China has raised tariffs on American goods to 125 percent in a fresh move that intensifies the ongoing trade standoff with the United States.
The latest increase is a direct response to Washington’s own tariff hikes and follows months of tit-for-tat measures that have disrupted global trade flows and rattled financial markets.
The decision, which takes effect immediately, was announced by China’s Ministry of Finance. The new rate marks a sharp rise from the previously imposed 84 percent tariff, matching the current U.S. level on many Chinese exports. The escalation comes amid mounting tensions between the two economic giants, with both governments accusing each other of economic aggression and unfair practices.
The trade dispute began when the United States, under President Donald Trump, introduced sweeping global import taxes.

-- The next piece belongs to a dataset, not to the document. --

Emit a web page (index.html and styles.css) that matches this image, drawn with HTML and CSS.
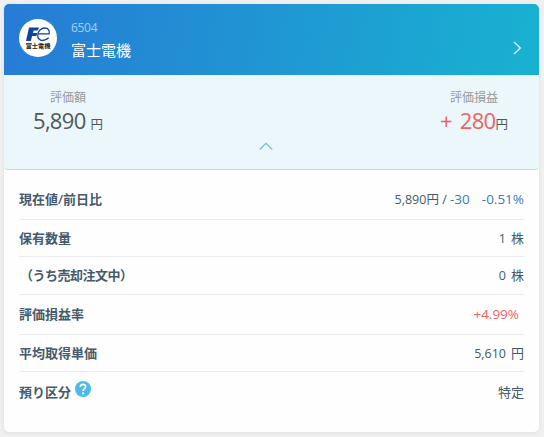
FILE: index.html
```html
<!DOCTYPE html>
<html lang="ja">

<head>
  <meta charset="UTF-8">
  <meta name="viewport" content="width=device-width, initial-scale=1">
  <title>富士電機</title>
  <link rel="stylesheet" href="styles.css">
</head>

<body>
  <div class="card">
    <header class="stock-header">
      <svg class="logo" viewBox="0 0 38 38">
        <circle cx="19" cy="19" r="19" fill="#fff" />
        <path d="M10 8.4H20L18.8 11.6H14.6L14 14H18.3L17.4 17H13.1L11.8 22H7Z" fill="#10439b" />
        <path d="M19.5 14.9H30.2C31 11.5 29 9 25.8 9C22 9 19 12 18.7 16C18.5 19.5 20.6 21.5 23.6 21.5C26 21.5 28 20.6 29.7 18.8" fill="none" stroke="#10439b" stroke-width="1.3" />
        <text x="19" y="29" class="logo-text">富士電機</text>
      </svg>
      <div class="stock-title">
        <div class="code">6504</div>
        <div class="name">富士電機</div>
      </div>
      <svg class="arrow-right" width="9" height="14" viewBox="0 0 9 14">
        <path d="M1 1L7.3 7L1 13" />
      </svg>
    </header>

    <section class="summary">
      <div class="summary-values">
        <div class="summary-item">
          <div class="label">評価額</div>
          <div class="amount"><span class="num">5,890</span><span class="yen gap">円</span></div>
        </div>
        <div class="summary-item">
          <div class="label">評価損益</div>
          <div class="amount"><span class="num plus"><span class="sign">+</span>280</span><span class="yen">円</span></div>
        </div>
      </div>
      <svg class="arrow-up" width="14" height="9" viewBox="0 0 14 9">
        <path d="M0.7 7.5L7 1.3L13.3 7.5" />
      </svg>
    </section>

    <dl class="details">
      <div class="row first">
        <dt>現在値/前日比</dt>
        <dd>5,890円 / <span class="minus">-30</span><span class="minus rate">-0.51%</span></dd>
      </div>
      <div class="row">
        <dt>保有数量</dt>
        <dd>1<span class="unit">株</span></dd>
      </div>
      <div class="row order">
        <dt>（うち売却注文中）</dt>
        <dd>0<span class="unit">株</span></dd>
      </div>
      <div class="row profit">
        <dt>評価損益率</dt>
        <dd class="plus percent">+4.99%</dd>
      </div>
      <div class="row">
        <dt>平均取得単価</dt>
        <dd>5,610<span class="unit">円</span></dd>
      </div>
      <div class="row last">
        <dt>預り区分<svg class="help" width="16" height="16" viewBox="0 0 16 16">
            <circle cx="8" cy="8" r="8" fill="#4dbbe8" />
            <path d="M5.4 6C5.4 2.5 10.7 2.7 10.7 5.8C10.7 7.7 8.1 7.8 8.1 9.9" fill="none" stroke="#fff" stroke-width="1.7" />
            <circle cx="8.1" cy="12.4" r="1.1" fill="#fff" />
          </svg></dt>
        <dd>特定</dd>
      </div>
    </dl>
  </div>
</body>

</html>
```

FILE: styles.css
```css
body {
  margin: 0;
  padding: 4px 5px 5px 4px;
  background-color: #f0f0f0;
  font-family: "Open Sans", "Noto Sans CJK JP", sans-serif;
  color: #455a6b;
}

.card {
  height: 428px;
  border-radius: 5px;
  background-color: #fefefe;
  box-shadow: 0 1px 4px rgba(0, 0, 0, 0.07);
  overflow: hidden;
}

.stock-header {
  display: flex;
  box-sizing: border-box;
  height: 71px;
  padding: 15px 17px 0 15px;
  background: linear-gradient(100deg, #277bd5, #18b2d1);
  color: #fff;
}

.logo {
  width: 38px;
  height: 38px;
}

.logo-text {
  font-size: 6.2px;
  font-weight: 700;
  fill: #222;
  text-anchor: middle;
}

.stock-title {
  flex: 1;
  margin-left: 14px;
}

.code {
  height: 18px;
  font-size: 12px;
  line-height: 18px;
  letter-spacing: -0.3px;
  color: #a5d0f2;
}

.name {
  margin-top: 2px;
  font-size: 15px;
  line-height: 22px;
}

.arrow-right {
  margin-top: 22px;
  fill: none;
  stroke: #d9f5fc;
  stroke-width: 1.3;
}

.summary {
  box-sizing: border-box;
  height: 95px;
  padding: 13px 31px 0 29px;
  border-bottom: 1px solid #b5dde8;
  border-radius: 0 0 4px 4px;
  background-color: #ebf7fa;
  text-align: center;
}

.summary-values {
  display: flex;
  justify-content: space-between;
}

.label {
  font-size: 12px;
  line-height: 20px;
  color: #949b9d;
}

.amount {
  display: flex;
  height: 30px;
  align-items: baseline;
  margin-top: -3px;
  line-height: 30px;
  color: #50575b;
}

.num {
  font-size: 22px;
  letter-spacing: -0.7px;
}

.yen {
  font-size: 12.5px;
}

.yen.gap {
  margin-left: 5px;
}

.sign {
  margin-right: 8px;
}

.plus {
  color: #ef625e;
}

.arrow-up {
  display: block;
  margin: 7px 0 0 226px;
  fill: none;
  stroke: #6ebfd4;
  stroke-width: 1.3;
}

.details {
  margin: 0;
  padding: 0 15px;
}

.row {
  display: flex;
  box-sizing: border-box;
  height: 37px;
  justify-content: space-between;
  align-items: center;
  border-bottom: 1px solid #ececee;
  font-size: 13px;
  line-height: 20px;
}

.row.first {
  height: 50px;
  padding-top: 9px;
}

.row.order {
  height: 38px;
  padding-bottom: 1px;
}

.row.order dt {
  padding-left: 1px;
  letter-spacing: -0.5px;
}

.row.profit {
  height: 40px;
  padding-bottom: 1px;
}

.row.last {
  height: 42px;
  padding-bottom: 3px;
  border-bottom: none;
}

.row dt {
  font-weight: 600;
}

.row dd {
  margin: 0;
  font-size: 12.5px;
}

.row.last dd {
  font-size: 13px;
}

.minus {
  color: #3f77bd;
  font-size: 13.5px;
}

.rate {
  margin-left: 12px;
}

.unit {
  margin-left: 5px;
  font-size: 13px;
}

.row .percent {
  margin-right: 5px;
  font-size: 13.5px;
}

.help {
  margin: 0 0 0 4px;
}
```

Beijing was initially hit with a 34 percent tariff but retaliated with matching duties, sparking a series of tariff hikes on both sides. As of now, U.S. tariffs on some Chinese products have climbed as high as 145 percent, particularly on items linked to industries like pharmaceuticals, including fentanyl production.
China has described the U.S. actions as one-sided and unlawful, claiming they violate global trade rules. Officials in Beijing have labeled the tariffs as coercive and warned that these policies hurt not just China but the broader international economy. In turn, U.S. authorities accuse China of exploiting trade systems and failing to respect fair competition.

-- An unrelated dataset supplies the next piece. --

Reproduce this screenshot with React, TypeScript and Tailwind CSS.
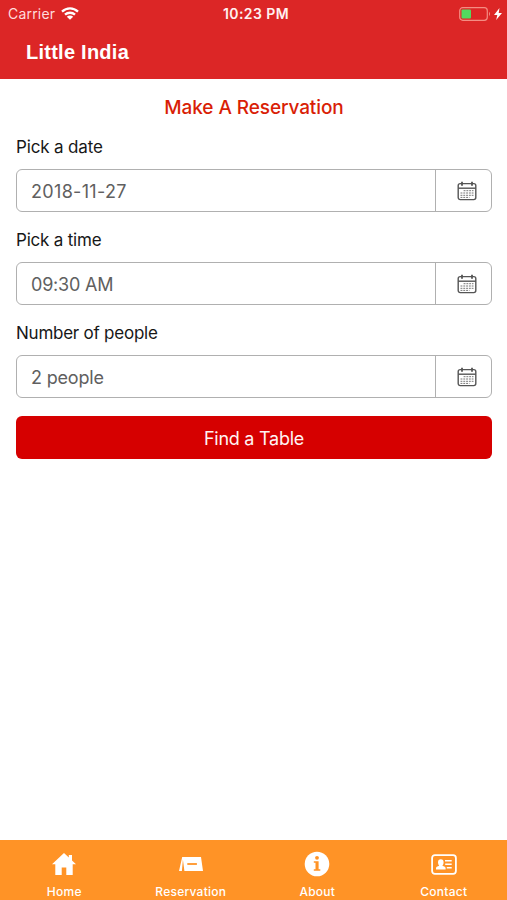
import React from 'react';

function CalendarIcon() {
  return (
    <svg className="h-5 w-5" viewBox="0 0 20 20" fill="none" stroke="#555" strokeWidth="1.4">
      <rect x="1.2" y="2.6" width="17.6" height="16" rx="2" />
      <path d="M1.2 7.2h17.6" strokeWidth="1.4" />
      <path d="M5 0.8v4M15 0.8v4" strokeWidth="1.8" />
      <path d="M6.6 9.7h9.9M3.5 12h13M3.5 14.3h13M3.5 16.4h9" stroke="#777" strokeWidth="1" strokeDasharray="1.9 0.9" />
    </svg>
  );
}

function Field({ label, value, labelTracking, valueTracking }: { label: string; value: string; labelTracking: string; valueTracking: string }) {
  return (
    <div className="mb-[17px]">
      <div className={`mb-[10px] h-[23px] text-[17px] leading-[23px] text-[#171717] ${labelTracking}`}>{label}</div>
      <div className="flex h-[43px] rounded-[6px] border border-[#b0b0b0] bg-white">
        <div className={`flex-1 pl-[14px] text-[18px] leading-[43px] text-[#606060] ${valueTracking}`}>{value}</div>
        <div className="flex w-[56px] items-center justify-center border-l border-[#b0b0b0] pl-[7px]">
          <CalendarIcon />
        </div>
      </div>
    </div>
  );
}

function Tab({ label, children }: { label: string; children: React.ReactNode }) {
  return (
    <div className="flex flex-1 flex-col items-center pt-[10px] text-white">
      <div className="flex h-7 items-center justify-center">{children}</div>
      <div className="mt-[6px] text-[12px] font-medium leading-[16px] tracking-[0.25px]">{label}</div>
    </div>
  );
}

export default function App() {
  return (
    <div className="flex h-[900px] w-[507px] flex-col overflow-hidden bg-white font-['Inter',sans-serif]">
      <header className="h-[79px] shrink-0 bg-[#dc2626] text-white">
        <div className="grid h-[27px] grid-cols-3 items-center pl-[8px] pr-[5px]">
          <div className="flex items-center gap-[6px] text-[14px] tracking-[0.2px] text-[#ffdcdc]">
            <span>Carrier</span>
            <svg width="18" height="13" viewBox="0 0 18 13" fill="none" stroke="white" strokeWidth="2.3">
              <path d="M1 4.6C5.6 .3 12.4 .3 17 4.6M4 7.7c2.8-2.6 7.2-2.6 10 0" />
              <path d="M9 12.8 5.8 9.7c1.9-1.6 4.5-1.6 6.4 0z" fill="white" stroke="none" />
            </svg>
          </div>
          <div className="pl-[2px] text-center text-[14px] font-semibold tracking-[0.4px] text-[#fff0f0]">10:23 PM</div>
          <div className="flex items-center justify-end gap-[3px]">
            <svg width="32" height="14" viewBox="0 0 32 14" fill="none">
              <rect x=".7" y=".7" width="27.6" height="12.6" rx="3" stroke="#f48d83" strokeWidth="1.2" />
              <rect x="2.5" y="2.5" width="9.5" height="9" rx="1" fill="#52d95f" />
              <path d="M30 4.8q2 2.2 0 4.4z" fill="#f48d83" />
            </svg>
            <svg width="8" height="12" viewBox="0 0 8 12" fill="white"><path d="M5.5 0 0 7h3.3L2.2 12 8 4.9H4.7z" /></svg>
          </div>
        </div>
        <h1 className="pl-[26px] pt-[11px] font-['Liberation_Sans',Arial,sans-serif] text-[20px] font-bold leading-[29px] tracking-[0.25px]">Little India</h1>
      </header>
      <main className="flex-1 pl-4 pr-[15px] pt-4">
        <h2 className="mb-4 text-center text-[19px] font-medium leading-[25px] tracking-[-0.1px] text-[#d91e06]">Make A Reservation</h2>
        <Field label="Pick a date" value="2018-11-27" labelTracking="tracking-[-0.15px]" valueTracking="tracking-[0.33px]" />
        <Field label="Pick a time" value="09:30 AM" labelTracking="tracking-[-0.2px]" valueTracking="tracking-[-0.2px]" />
        <Field label="Number of people" value="2 people" labelTracking="tracking-[-0.24px]" valueTracking="tracking-[-0.18px]" />
        <button className="mt-[18px] block h-[43px] w-full rounded-[6px] bg-[#d60000] pt-[2px] text-[18px] tracking-[-0.25px] text-[#fff3f3]">Find a Table</button>
      </main>
      <nav className="flex h-[60px] shrink-0 bg-[#ff9326] pl-[1px]">
        <Tab label="Home">
          <svg width="24" height="22" viewBox="0 0 24 22" fill="white"><path d="M12 0 0 11.3h3.3V22h6.4v-7.4h4.6V22h6.4V11.3H24l-4-3.8V2h-3.2v2.5z" /></svg>
        </Tab>
        <Tab label="Reservation">
          <svg width="24" height="14" viewBox="0 0 24 14" fill="white">
            <path d="M3.2 0H22L24 14H5.4L3.9 2.5 2.9 14H0z" />
            <path d="M8.3 7h9.6" stroke="#ff9326" strokeWidth="1.8" />
          </svg>
        </Tab>
        <Tab label="About">
          <svg width="26" height="26" viewBox="0 0 26 26">
            <circle cx="13" cy="13" r="12.3" fill="white" />
            <circle cx="13" cy="6.8" r="1.9" fill="#ff9326" />
            <path d="M9.8 10.3h4.8v8h1.7v1.5H9.8v-1.5h1.7v-6.5H9.8z" fill="#ff9326" />
          </svg>
        </Tab>
        <Tab label="Contact">
          <svg width="26" height="21" viewBox="0 0 26 21" fill="none">
            <rect x="1.1" y="1.1" width="23.8" height="18.8" rx="2.8" stroke="white" strokeWidth="1.8" />
            <path d="M5 15.5v-1.7q0-1.3 3.2-2.1-1.2-1.2-1.2-3.2 0-3.2 2.8-3.2t2.8 3.2q0 2-1.2 3.2 3.2.8 3.2 2.1v1.7z" fill="white" />
            <path d="M14 6.7h6.7M14.2 10.2h6.5M15.8 13.8h4.9" stroke="white" strokeWidth="1.6" />
          </svg>
        </Tab>
      </nav>
    </div>
  );
}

Chinese President Xi Jinping has urged European nations to stand with Beijing against what he describes as unfair U.S. practices. While expressing interest in resolving the dispute, President Trump has insisted that a deal is still possible and could benefit both countries. However, ongoing negotiations have yet to yield a breakthrough.
Meanwhile, the financial impact is spreading. Gold prices surged to record levels as investors moved to safe assets amid growing uncertainty. European markets opened on a positive note, but many Asian indices were down, reflecting concern over the expanding trade conflict.

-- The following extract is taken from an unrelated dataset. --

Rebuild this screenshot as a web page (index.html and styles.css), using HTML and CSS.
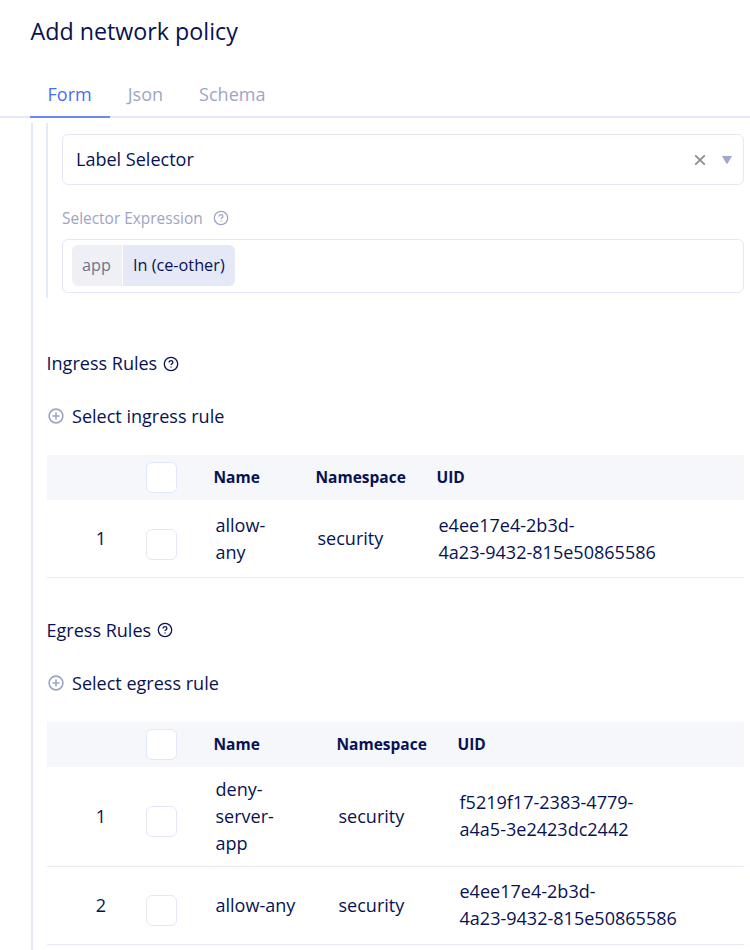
FILE: index.html
```html
<!DOCTYPE html>
<html lang="en">
<head>
<meta charset="utf-8">
<title>Add network policy</title>
<link rel="stylesheet" href="styles.css">
</head>
<body>
<svg class="defs" width="0" height="0" aria-hidden="true">
  <symbol id="help" viewBox="0 0 16 16"><circle cx="8" cy="8" r="6.7"/><path d="M6.1 6.6c0-1.1.8-1.9 1.9-1.9s1.9.7 1.9 1.7c0 1.2-1.9 1.4-1.9 2.7M8 10.5v1.1"/></symbol>
  <symbol id="plus" viewBox="0 0 16 16"><circle cx="8" cy="8" r="6.9"/><path d="M8 4.4v7.2M4.4 8h7.2"/></symbol>
</svg>
<header class="header">
  <h1 class="title">Add network policy</h1>
  <nav class="tabs">
    <a class="tab tab-active">Form</a>
    <a class="tab">Json</a>
    <a class="tab">Schema</a>
  </nav>
</header>
<main class="form">
  <section class="selector">
    <div class="select">
      <span>Label Selector</span>
      <svg class="clear" viewBox="0 0 12 12"><path d="M1.8 1.8l8.4 8.4M10.2 1.8l-8.4 8.4"/></svg>
      <svg class="caret" viewBox="0 0 10 8"><path d="M0 0h10L5.8 7.2Q5 8.4 4.2 7.2z"/></svg>
    </div>
    <div class="field-label">Selector Expression <svg class="icon"><use href="#help"/></svg></div>
    <div class="expression"><span class="key">app</span><span class="value">In (ce-other)</span></div>
  </section>

  <section class="rules">
    <h2 class="heading">Ingress Rules <svg class="icon"><use href="#help"/></svg></h2>
    <div class="add"><svg class="icon"><use href="#plus"/></svg>Select ingress rule</div>
    <div class="table ingress">
      <div class="row head"><span></span><i class="check"></i><b>Name</b><b>Namespace</b><b>UID</b></div>
      <div class="row two"><span class="num">1</span><i class="check"></i><span>allow-<br>any</span><span>security</span><span>e4ee17e4-2b3d-<br>4a23-9432-815e50865586</span></div>
    </div>
  </section>

  <section class="rules">
    <h2 class="heading">Egress Rules <svg class="icon"><use href="#help"/></svg></h2>
    <div class="add"><svg class="icon"><use href="#plus"/></svg>Select egress rule</div>
    <div class="table egress">
      <div class="row head"><span></span><i class="check"></i><b>Name</b><b>Namespace</b><b>UID</b></div>
      <div class="row three"><span class="num">1</span><i class="check"></i><span>deny-<br>server-<br>app</span><span>security</span><span>f5219f17-2383-4779-<br>a4a5-3e2423dc2442</span></div>
      <div class="row two"><span class="num">2</span><i class="check"></i><span>allow-any</span><span>security</span><span>e4ee17e4-2b3d-<br>4a23-9432-815e50865586</span></div>
    </div>
  </section>
</main>
</body>
</html>
```
FILE: styles.css
```css
* { box-sizing: border-box; }
body {
  margin: 0;
  height: 950px;
  overflow: hidden;
  background: #fff;
  color: #081252;
  font: 18.05px/27px "Open Sans", "Noto Sans", sans-serif;
}
.defs { display: block; }
.header { height: 118px; border-bottom: 2px solid #e6e9f9; padding-left: 29.5px; }
.title { margin: 0; padding: 14px 0 0 1px; height: 76px; font-size: 23.25px; line-height: 34px; font-weight: 400; }
.tabs { display: flex; height: 42px; color: #9ea5c3; }
.tab { height: 42px; padding: 5px 18px 0; }
.tab-active { color: #4a6cf7; border-bottom: 2px solid #6b88f5; }
.form { margin: 5px 0 0 31px; border-left: 2px solid #e4e8f8; padding-left: 13px; height: 827px; }
.selector { border-left: 2px solid #e4e8f8; height: 175px; padding: 11px 6px 0 14px; }
.select {
  display: flex; align-items: center; height: 51px; padding: 0 11px 0 13px;
  border: 1.5px solid #e4e7fa; border-radius: 6px;
}
.clear { width: 12px; height: 12px; margin-left: auto; fill: none; stroke: #8f8f8f; stroke-width: 1.9; stroke-linecap: round; }
.caret { width: 10px; height: 8px; margin-left: 16px; fill: #a1a7c8; }
.field-label { display: flex; align-items: center; gap: 10px; height: 27px; margin-top: 20px; font-size: 15.45px; color: #9ea5c3; }
.field-label .icon { margin-top: -1px; }
.icon { width: 16px; height: 16px; fill: none; stroke: currentColor; stroke-width: 1.3; flex: none; }
.expression {
  display: flex; align-items: center; height: 54px; margin-top: 7px; padding: 0 0 2px 9px;
  border: 1.5px solid #e4e7fa; border-radius: 6px; font-size: 16.25px;
}
.key, .value { height: 41px; line-height: 40px; padding: 0 10px; }
.key { background: #eff0f5; color: #6b738f; border-radius: 6px 0 0 6px; margin-right: 1px; padding-right: 11px; }
.value { background: #e4e8f7; border-radius: 0 6px 6px 0; }
.rules { margin-right: 6px; padding: 52px 0 0 0.5px; }
.rules + .rules { padding-top: 38.5px; }
.heading { display: flex; align-items: center; gap: 6px; height: 27px; margin: 0; font-size: 18.05px; font-weight: 400; }
.add { display: flex; align-items: center; gap: 8.5px; height: 27px; margin-top: 26px; }
.add .icon { color: #9ea5c3; stroke-width: 1.6; margin: -1px 0 0 1px; }
.table { margin-top: 25px; }
.row { display: grid; align-items: center; border-bottom: 1.5px solid #e6e9f7; }
.ingress .row { grid-template-columns: 99.5px 69.5px 102px 121px 1fr; }
.egress .row { grid-template-columns: 99.5px 69.5px 123px 121px 1fr; }
.head { height: 45px; background: #f6f7fa; border: 0; font-size: 15.5px; }
.head b { position: relative; left: -2px; }
.row.head .check { margin-top: 0; }
.two { height: 78px; }
.three { height: 100px; }
.num { text-align: right; padding-right: 40px; }
.check { width: 31px; height: 31px; margin-top: 11px; border: 1.5px solid #e4e7fa; border-radius: 6px; background: #fff; }
```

Other countries are also being drawn into the trade storm. Taiwan, for example, is preparing for tariff talks with the United States after facing a 32 percent levy, later reduced to 10 percent during a temporary 90-day suspension. Taiwan’s government has promised to protect its industries during these discussions.
Global trade experts warn that the continued escalation could hurt economic growth, disrupt supply chains, and raise costs for consumers and businesses worldwide. For now, there appears to be no clear resolution in sight, with both sides digging in and preparing for a prolonged standoff.